Reconnect and reconciliation

When an agent loses its WebSocket connection (network blip, master restart, etc.), it reconnects automatically with exponential backoff. On reconnect, the master:

Creates a remote-{node_id} placeholder instance for every service placed on that node.
Sends a Reconcile message with all expected services.
The agent starts any missing containers and sends DeployResult for each, which the master uses to update the service status from Stopped to Running.

The watchdog never triggers local reconciliation for services with a placement.node constraint — those are exclusively managed through the agent WS channel.

This means you can restart the master, upgrade it, or recover from a network partition — agents will self-heal without manual intervention.

Control-session liveness

A node is reachable exactly when its control session is alive, and a session is alive exactly when it carries traffic (#131). Agents heartbeat every 5s and the master pings every 30s, and both sides enforce read-idle deadlines on top of that:

The master closes a session that has been silent for [deploy].ws_idle_timeout_secs (default 30s) — the node immediately stops being reachable and its remote service state is dropped rather than served stale.
The agent tears down its side after 90s of silence and reconnects with backoff.

This catches half-open connections — the peer vanished without closing the TCP stream (NAT timeout, VM freeze, cable pull) — which previously left a zombie session that looked healthy while every deploy timed out. A missed deploy acknowledgment also kills the session outright: the next deploy fails fast with node is unreachable until it rejoins instead of re-timing-out, and the node returns as soon as the agent’s reconnect lands. No manual agent restart is ever required.

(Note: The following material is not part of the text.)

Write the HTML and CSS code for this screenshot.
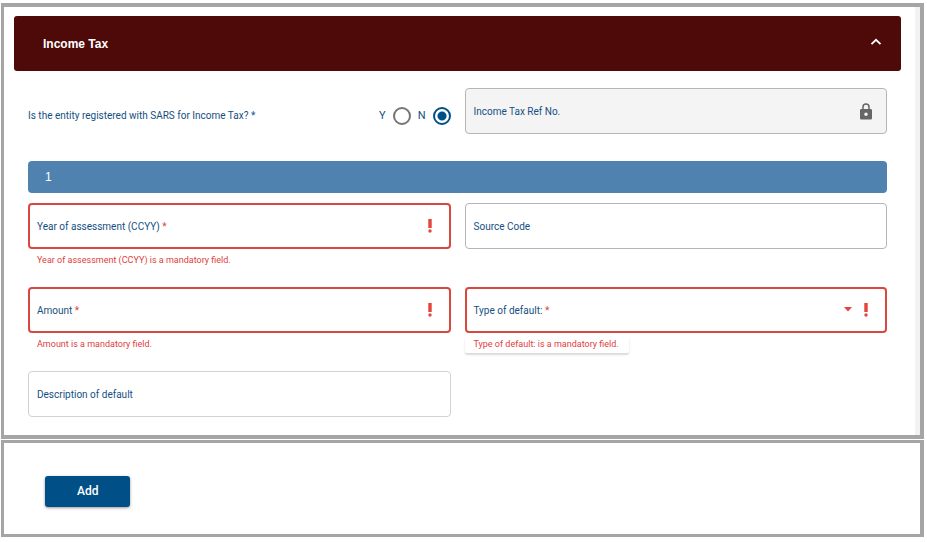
FILE: index.html
```
<!DOCTYPE html>
<html lang="en">
<head>
  <meta charset="UTF-8">
  <meta name="viewport" content="width=device-width, initial-scale=1.0">
  <title>Income Tax</title>
  <link rel="stylesheet" href="styles.css">
</head>
<body>
  <form class="page">
    <section class="panel">
      <button type="button" class="panel-header" aria-expanded="true">
        <span>Income Tax</span>
        <svg class="chevron" viewBox="0 0 12 8" aria-hidden="true"><path d="M1.5 6.2 6 1.8l4.500 4.400" fill="none" stroke="currentColor" stroke-width="1.800"/></svg>
      </button>

      <div class="panel-body">
        <div class="grid">
          <div class="question" role="radiogroup" aria-labelledby="registered">
            <span id="registered" class="question-text">Is the entity registered with SARS for Income Tax? *</span>
            <label for="reg-yes">Y</label>
            <input type="radio" name="registered" id="reg-yes" value="Y">
            <label for="reg-no">N</label>
            <input type="radio" name="registered" id="reg-no" value="N" checked>
          </div>
          <div class="field locked">
            <label for="ref-no">Income Tax Ref No.</label>
            <input type="text" id="ref-no" disabled>
            <svg class="lock" viewBox="0 0 12 17" aria-hidden="true"><path d="M3 6.500V4a3 3 0 0 1 6 0v2.500" fill="none" stroke="currentColor" stroke-width="1.500"/><path fill="currentColor" fill-rule="evenodd" d="M1.200 6h9.600A1.200 1.200 0 0 1 12 7.200v8.100a1.200 1.200 0 0 1-1.200 1.200H1.200A1.200 1.200 0 0 1 0 15.300V7.200A1.200 1.200 0 0 1 1.200 6zM6 9.500a1.800 1.800 0 1 0 0 3.600 1.800 1.800 0 0 0 0-3.600z"/></svg>
          </div>
        </div>

        <h3 class="entry-bar">1</h3>

        <div class="grid entries">
          <div class="cell">
            <div class="field invalid">
              <label for="year">Year of assessment (CCYY) <span class="star">*</span></label>
              <input type="text" id="year" required>
              <svg class="alert" viewBox="0 0 4 14" aria-hidden="true"><path fill="currentColor" d="M.3 0h3.400v9H.3zM2 10.300a1.700 1.700 0 1 1 0 3.400 1.700 1.700 0 0 1 0-3.400z"/></svg>
            </div>
            <p class="error">Year of assessment (CCYY) is a mandatory field.</p>
          </div>
          <div class="cell">
            <div class="field">
              <label for="source">Source Code</label>
              <input type="text" id="source">
            </div>
          </div>
          <div class="cell">
            <div class="field invalid">
              <label for="amount">Amount <span class="star">*</span></label>
              <input type="text" id="amount" required>
              <svg class="alert" viewBox="0 0 4 14" aria-hidden="true"><path fill="currentColor" d="M.3 0h3.400v9H.3zM2 10.300a1.700 1.700 0 1 1 0 3.400 1.700 1.700 0 0 1 0-3.400z"/></svg>
            </div>
            <p class="error">Amount is a mandatory field.</p>
          </div>
          <div class="cell">
            <div class="field invalid">
              <label for="type">Type of default: <span class="star">*</span></label>
              <select id="type" required>
                <option value=""></option>
              </select>
              <svg class="arrow" viewBox="0 0 8 5" aria-hidden="true"><path fill="currentColor" d="M0 0h8L4 4.500z"/></svg>
              <svg class="alert" viewBox="0 0 4 14" aria-hidden="true"><path fill="currentColor" d="M.3 0h3.400v9H.3zM2 10.300a1.700 1.700 0 1 1 0 3.400 1.700 1.700 0 0 1 0-3.400z"/></svg>
            </div>
            <p class="error raised">Type of default: is a mandatory field.</p>
          </div>
          <div class="cell">
            <div class="field light">
              <label for="description">Description of default</label>
              <input type="text" id="description">
            </div>
          </div>
        </div>
      </div>
    </section>

    <section class="actions">
      <button type="button" class="add">Add</button>
    </section>
  </form>
</body>
</html>
```
FILE: styles.css
```
* {
  box-sizing: border-box;
}

body {
  margin: 0;
  padding: 3px 3px 0 1px;
  background-color: #fff;
  color: #14507f;
  font-family: Roboto, "Liberation Sans", sans-serif;
  font-size: 10px;
  line-height: 16px;
}

.page {
  display: flex;
  flex-direction: column;
  gap: 1px;
}

.panel {
  border: 4px solid #a5a5a5;
  border-left-width: 3px;
  padding: 9px 19px 18px 10px;
  /* scrollbar track along the right edge */
  box-shadow: inset -5px 0 #f2f2f2;
}

.panel-header {
  display: flex;
  align-items: center;
  justify-content: space-between;
  width: 100%;
  padding: 20px 19px 19px 29px;
  border: none;
  border-radius: 3px;
  background-color: #4e0909;
  color: #fff;
  font-family: "Liberation Sans", Arial, sans-serif;
  font-size: 12px;
  font-weight: bold;
  line-height: 16px;
  cursor: pointer;
}

.chevron {
  width: 12px;
  height: 8px;
  margin-bottom: 5px;
}

.panel-body {
  padding: 17px 14px 0;
}

.grid {
  display: grid;
  grid-template-columns: 1fr 1fr;
  column-gap: 14px;
}

.question {
  display: flex;
  align-items: center;
  padding-top: 9px;
}

.question-text {
  flex: 1;
}

.question label {
  margin: 0 7px;
  font-size: 11px;
}

input[type="radio"] {
  appearance: none;
  width: 18px;
  height: 18px;
  margin: 0;
  border: 2px solid #757575;
  border-radius: 50%;
}

input[type="radio"]:checked {
  border-color: #004f86;
  background: radial-gradient(circle, #004f86 4px, #fff 5px);
}

.field {
  display: flex;
  align-items: center;
  height: 46px;
  padding: 0 15px 0 8px;
  border: 1px solid #b5b5b5;
  border-radius: 4px;
}

.field label {
  padding-top: 2px;
}

.field input,
.field select {
  flex: 1;
  min-width: 0;
  height: 30px;
  padding: 0 8px;
  border: none;
  outline: none;
  background: transparent;
  color: inherit;
  font: inherit;
}

.field select {
  appearance: none;
}

.locked {
  padding-right: 14px;
  background-color: #f4f4f4;
}

.light {
  border-color: #d2d2d2;
}

.invalid {
  padding: 0 17px 0 7px;
  border: 2px solid #d9483f;
}

.star,
.error {
  color: #e0403d;
}

.lock {
  width: 12px;
  height: 17px;
  color: #666;
}

.alert {
  width: 4px;
  height: 14px;
  color: #e5443c;
}

.arrow {
  width: 8px;
  height: 5px;
  margin: 0 12px 2px 0;
  color: #e5443c;
}

.entry-bar {
  margin: 27px 0 10px;
  padding: 8px 17px;
  border-radius: 4px;
  background-color: #4f82ae;
  color: #fff;
  font-family: "Liberation Sans", Arial, sans-serif;
  font-size: 12px;
  font-weight: normal;
}

.entries {
  row-gap: 18px;
}

.error {
  width: fit-content;
  margin: 3px 0 0;
  padding: 0 10px 1px 9px;
  font-size: 9px;
}

.raised {
  border-radius: 2px;
  box-shadow: 0 2px 2px rgba(0, 0, 0, 0.15);
}

.actions {
  border: 3px solid #a5a5a5;
  border-right-width: 4px;
  padding: 33px 41px 27px;
}

.add {
  display: block;
  padding: 7px 32px 8px;
  border: none;
  border-radius: 3px;
  background-color: #004f86;
  box-shadow: 0 1px 3px rgba(0, 0, 0, 0.4);
  color: #fff;
  font-family: Roboto, sans-serif;
  font-size: 12px;
  font-weight: 500;
  line-height: 16px;
  cursor: pointer;
}
```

Webhook behaviour when an agent is offline

If a git push webhook fires while the target agent is disconnected, the API returns 503 Service Unavailable (not 500). Retry once the agent reconnects, or use orca redeploy <service> manually.

Placement Constraints

Control where services run:

[service.placement]
node = "gpu-worker-1"             # Pin to specific node
labels = { zone = "eu-1" }        # Match by labels

GPU Nodes

Declare GPU hardware so the scheduler can place GPU workloads:

[[node]]
address = "10.0.0.3"
labels = { role = "gpu" }

[[node.gpus]]
vendor = "nvidia"
count = 2
model = "A100"

Drain Mode

Remove a node from scheduling without stopping the cluster:

# Via CLI
orca nodes                           # List nodes

# Via API
POST /api/v1/cluster/nodes/{id}/drain
POST /api/v1/cluster/nodes/{id}/undrain

Draining a node migrates its workloads to other nodes before taking it offline.

Cross-Provider Networking

Orca nodes can span multiple cloud providers using NetBird for WireGuard mesh networking:

[cluster.network]
provider = "netbird"
setup_key = "${secrets.netbird_key}"

┌─ Hetzner ────┐    ┌─ AWS ────────┐    ┌─ Home Lab ───┐
│  Node 1      │◄──►│  Node 2      │◄──►│  Node 3      │
│  orca agent  │    │  orca agent  │    │  orca agent  │
└──────────────┘    └──────────────┘    └──────────────┘
        └────── WireGuard encrypted tunnel ──────┘

No manual VPN setup, firewall rules, or port forwarding required.

Scheduler Algorithm

1. Filter nodes by constraints (memory, CPU, labels, affinity)
2. Score by: available resources, image cache, locality
3. Prefer Wasm runtime when workload supports it
4. Spread replicas across failure domains

Wasm workloads can be colocated — hundreds of instances on one node at ~1-5MB each.